2. Self-Insurance: Stopping the Bleeding
As your pile of cash grows, you reach a point where you can “Self-Insure” for the small stuff. Insurance companies make a profit by charging you for the “peace of mind” of avoiding small losses. We are going to take those profits back.
- Step 1: Raise Your Deductibles. If you have $50k in a High-Yield Savings Account (Bucket 1), why do you have a $500 deductible on your car? Raise it to $2,500 or $5,000. Your monthly premium will drop significantly. You are “insuring” the first $5k yourself, which you can easily afford.

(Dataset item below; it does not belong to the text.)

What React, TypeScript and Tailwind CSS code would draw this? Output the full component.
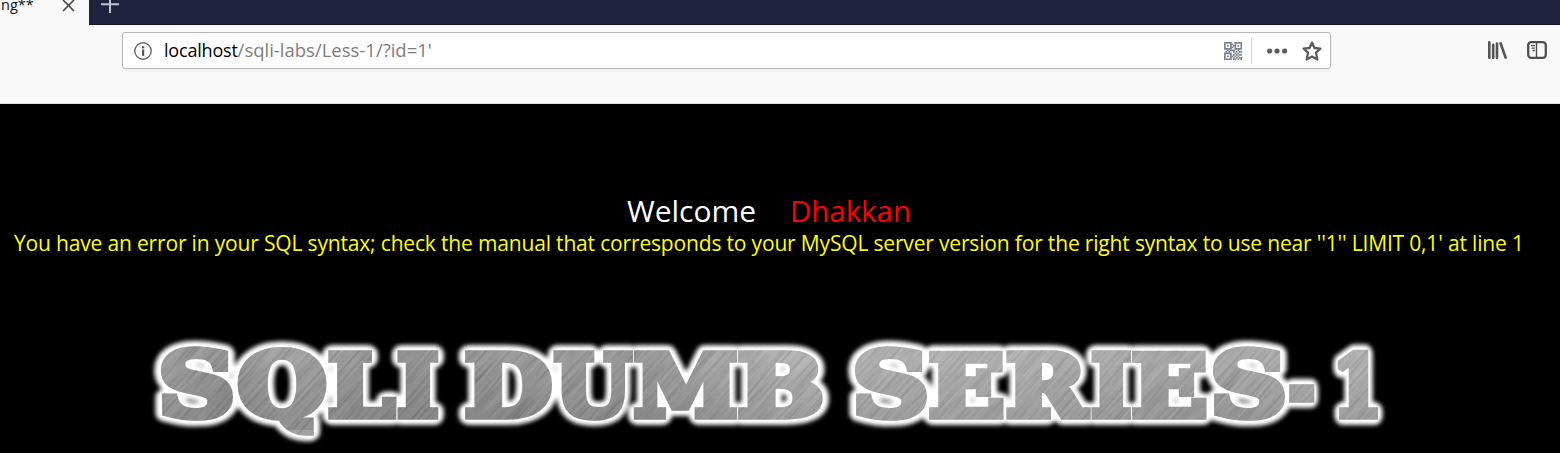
type Glyph = { ch: string; left: number; right: number; inkLeft: number; inkRight: number; grow?: number };

const GLYPHS: Glyph[] = [
  { ch: "S", left: 161, right: 233, inkLeft: 6, inkRight: 67, grow: 1.04 },
  { ch: "Q", left: 238, right: 326, inkLeft: 4, inkRight: 83, grow: 1.03 },
  { ch: "L", left: 328, right: 397, inkLeft: 4, inkRight: 69 },
  { ch: "I", left: 397, right: 439, inkLeft: 4, inkRight: 43 },
  { ch: "D", left: 465, right: 552, inkLeft: 4, inkRight: 83 },
  { ch: "U", left: 553, right: 634, inkLeft: 3, inkRight: 86 },
  { ch: "M", left: 634, right: 738, inkLeft: 4, inkRight: 106 },
  { ch: "B", left: 738, right: 822, inkLeft: 4, inkRight: 79 },
  { ch: "S", left: 855, right: 927, inkLeft: 6, inkRight: 67, grow: 1.04 },
  { ch: "E", left: 929, right: 1004, inkLeft: 4, inkRight: 72 },
  { ch: "R", left: 1006, right: 1091, inkLeft: 4, inkRight: 84 },
  { ch: "I", left: 1091, right: 1132, inkLeft: 4, inkRight: 43 },
  { ch: "E", left: 1132, right: 1207, inkLeft: 4, inkRight: 72 },
  { ch: "S", left: 1213, right: 1285, inkLeft: 6, inkRight: 67, grow: 1.04 },
  { ch: "-", left: 1288, right: 1316, inkLeft: 5, inkRight: 37 },
  { ch: "1", left: 1337, right: 1379, inkLeft: 12, inkRight: 60 },
];

const SIZE = 85;
const PAD = 3.8;

function Letter({ g, stroke, color }: { g: Glyph; stroke: number; color: string }) {
  const unit = SIZE / 100;
  const sx = (g.right - g.left - PAD * 2) / ((g.inkRight - g.inkLeft) * unit);
  const tx = g.left + PAD - g.inkLeft * unit * sx;
  return (
    <text
      transform={`translate(${tx} 415.5) scale(${sx} ${g.grow ?? 1})`}
      fontFamily="DejaVu Serif, serif"
      fontWeight="bold"
      fontSize={SIZE}
      fill={color}
      stroke={color}
      strokeWidth={stroke}
      strokeLinejoin={stroke > 9 ? "round" : "miter"}
      strokeMiterlimit={2}
    >
      {g.ch}
    </text>
  );
}

function Wordmark() {
  return (
    <svg className="block" width="1560" height="133" viewBox="0 320 1560 133">
      <defs>
        <linearGradient id="steel" gradientUnits="userSpaceOnUse" x1="160" y1="345" x2="1380" y2="420">
          <stop offset="0" stopColor="#969696" />
          <stop offset="0.06" stopColor="#868686" />
          <stop offset="0.1" stopColor="#989898" />
          <stop offset="0.2" stopColor="#868686" />
          <stop offset="0.28" stopColor="#8e8e8e" />
          <stop offset="0.4" stopColor="#8e8e8e" />
          <stop offset="0.52" stopColor="#aaaaaa" />
          <stop offset="0.7" stopColor="#aaaaaa" />
          <stop offset="0.85" stopColor="#9e9e9e" />
          <stop offset="1" stopColor="#acacac" />
        </linearGradient>
        <linearGradient id="shade" x1="0" y1="0" x2="0" y2="1">
          <stop offset="0.2" stopColor="#000" stopOpacity="0" />
          <stop offset="0.85" stopColor="#000" stopOpacity="0.1" />
        </linearGradient>
        <filter id="brush" x="0" y="0" width="1" height="1">
          <feTurbulence type="fractalNoise" baseFrequency="0.018 0.4" numOctaves="2" seed="4" />
          <feColorMatrix values="1.3 0 0 0 -0.15  1.3 0 0 0 -0.15  1.3 0 0 0 -0.15  0 0 0 0 0.22" />
        </filter>
        <filter id="soft" x="-5%" y="-30%" width="110%" height="160%">
          <feGaussianBlur stdDeviation="2" />
        </filter>
        <mask id="letters" maskUnits="userSpaceOnUse" x="140" y="330" width="1260" height="123">
          {GLYPHS.map((g, i) => (
            <g key={i}>
              <Letter g={g} stroke={9} color="#000" />
              <Letter g={g} stroke={7.4} color="#fff" />
            </g>
          ))}
        </mask>
      </defs>
      <g filter="url(#soft)">
        {GLYPHS.map((g, i) => (
          <Letter key={i} g={g} stroke={18} color="#fff" />
        ))}
      </g>
      {GLYPHS.map((g, i) => (
        <Letter key={i} g={g} stroke={10.5} color="#fff" />
      ))}
      <g mask="url(#letters)">
        <rect x="140" y="330" width="1260" height="123" fill="url(#steel)" />
        <g transform="rotate(-48 770 390)">
          <rect x="100" y="-300" width="1340" height="1380" filter="url(#brush)" />
        </g>
        <rect x="140" y="340" width="1260" height="90" fill="url(#shade)" />
      </g>
    </svg>
  );
}

function InfoIcon() {
  return (
    <svg width="18" height="18" viewBox="0 0 18 18" fill="none">
      <circle cx="9" cy="9" r="8.2" stroke="#6b6b6b" strokeWidth="1.4" />
      <rect x="8" y="4.2" width="2.2" height="2.2" fill="#555" />
      <rect x="8" y="7.6" width="2.2" height="6.2" fill="#555" />
    </svg>
  );
}

const QR = [
  "111110011111",
  "100011010001",
  "101010110101",
  "100011010001",
  "111110011111",
  "001011100100",
  "010100101011",
  "111110010100",
  "100010101011",
  "101011010100",
  "100010101011",
  "111110110101",
];

function QrIcon() {
  return (
    <svg width="18" height="18" viewBox="0 0 12 12" fill="#727c8c">
      {QR.flatMap((row, y) => [...row].map((c, x) => (c === "1" ? <rect key={`${x}-${y}`} x={x} y={y} width="1.12" height="1.12" /> : null)))}
    </svg>
  );
}

function DotsIcon() {
  return (
    <svg width="20" height="6" viewBox="0 0 20 6" fill="#5c5c5c">
      <circle cx="2.7" cy="3" r="2.6" />
      <circle cx="10" cy="3" r="2.6" />
      <circle cx="17.6" cy="3" r="2.6" />
    </svg>
  );
}

function StarIcon() {
  return (
    <svg width="20" height="20" viewBox="0 0 20 20" fill="none" stroke="#5c5c5c" strokeWidth="2.3" strokeLinejoin="round">
      <path d="M10 1.6 12.5 7l5.9.6-4.4 4 1.3 6.8L10 15.6l-5.3 2.8L6 11.6l-4.4-4L7.5 7z" />
    </svg>
  );
}

function LibraryIcon() {
  return (
    <svg width="20" height="20" viewBox="0 0 20 20" fill="none" stroke="#555" strokeWidth="2.6" strokeLinecap="round">
      <path d="M2.3 2.2v15.600M6.200 4.800v13M10 3.500v14.300M13.600 3.300l5 14.300" />
    </svg>
  );
}

function SidebarIcon() {
  return (
    <svg width="20" height="18" viewBox="0 0 20 18" fill="none" stroke="#4f4f4f">
      <rect x="1.2" y="1.2" width="17.6" height="15.6" rx="3" strokeWidth="2.3" />
      <path d="M9.5 2v14" strokeWidth="1.4" />
      <path d="M4 4.600h4M4.600 7.200h3.200M5.400 9.700h2.400" strokeWidth="1.2" />
    </svg>
  );
}

export default function App() {
  return (
    <div className="h-[453px] w-[1560px] overflow-hidden bg-black font-['Open_Sans',sans-serif]">
      <div className="flex h-[25px] bg-[#202340]">
        <div className="flex w-[89px] justify-between bg-[#f9f9fa] pr-[14px]">
          <span className="-mt-[6px] h-[22px] pl-px text-[14.5px] leading-[22px] text-[#101010]">ng**</span>
          <svg className="-mt-px" width="13" height="13" viewBox="0 0 13 13" fill="none" stroke="#4a4a4f" strokeWidth="1.7">
            <path d="M1 1l11 11M12 1L1 12" />
          </svg>
        </div>
        <div className="flex grow border-b border-[#14142c] pl-3">
          <svg width="18" height="14" viewBox="0 0 18 14" fill="none" stroke="#c2c2cc" strokeWidth="2">
            <path d="M0 4.300h18M9 -4v17" />
          </svg>
        </div>
      </div>

      <div className="flex h-[79px] items-start border-b border-[#dfe6df] bg-[#f9f9fa] pl-[122px] pt-[7px]">
        <div className="flex h-[37px] w-[1209px] items-center rounded-[3px] border border-[#b8b8b8] bg-white pl-[11px] pr-2 shadow-[0_1px_4px_rgba(0,0,0,0.06)]">
          <InfoIcon />
          <span className="-mt-px ml-3 flex grow items-baseline whitespace-pre leading-6">
            <span className="text-[18px] tracking-[-0.2px] text-black">localhost</span>
            <span className="text-[18.5px] text-[#7d7d7d]">/sqli-labs/Less-1/?id=1'</span>
          </span>
          <QrIcon />
          <span className="ml-[9px] h-[26px] w-px bg-[#d8d8db]" />
          <span className="ml-[15px]"><DotsIcon /></span>
          <span className="ml-[15px]"><StarIcon /></span>
        </div>
        <div className="ml-[156px] mt-2 flex items-center gap-5">
          <LibraryIcon />
          <SidebarIcon />
        </div>
      </div>

      <div className="flex h-[216px] flex-col whitespace-pre pt-[87px]">
        <div className="flex h-10 pl-[627px] text-[30px] leading-10">
          <span className="w-[163px] text-white">Welcome</span>
          <span className="text-[29.4px] text-[#ff0000]">Dhakkan</span>
        </div>
        <div className="-mt-[3px] pl-[14px] text-[21px] leading-[30px] tracking-[-0.168px] text-[#ffff00]">
          You have an error in your SQL syntax; check the manual that corresponds to your MySQL server version for the right syntax to use near ''1'' LIMIT 0,1' at line 1
        </div>
      </div>

      <Wordmark />
    </div>
  );
}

- Step 2: Cancel Useless Policies. Once you are debt-free and your “Dividend Number” covers your life, you no longer need Term Life Insurance. Why? Because life insurance is meant to replace your income. If your investments already replace your income, you are Self-Insured for life. Cancel the policy and put that premium back into the “Wheel.”
- Step 3: Skip the “Small” Stuff. Extended warranties on TVs, “Protection plans” on iPhones, and travel insurance for a $500 flight are for people who don’t have a $2M net worth. You are the bank now.
3. The Pro-Tip: The “Asset-Match” Rule
A general rule of thumb for the Defender: Your Umbrella policy should roughly equal your net worth.
- If you have $2M in assets, get a $2M Umbrella.
- If you have $5M, get a $5M Umbrella. The goal is to make yourself “un-sueable.” If a lawyer sees that your insurance covers the full value of your assets, they will almost always settle for the insurance money rather than trying to drag you through a multi-year court battle to get at your personal accounts.
Your Homework: Weaponizing Your Defense
- Check the “Base”: To get an Umbrella, most companies require you to have $250k or $300k in “Base Liability” on your auto/home policies. Check your declarations page today.
- The “Term” Talk: If your kids are grown and your house is paid off, do you still need that life insurance policy? Run the “Self-Insured” math: Total Assets – Debt > Family’s Needed Future Income. If the answer is “Yes,” you’re done.
- Audit Your Deductibles: Look at every insurance bill you pay. If the deductible is less than $1,000, call your agent and raise it. Take the “savings” and add it to your monthly investment goal.
The Lesson: “Insurance is the only thing you can’t buy when you need it.” You aren’t paying for “protection”; you’re paying for the right to keep your empire yours, no matter what happens on the road or in the courtroom.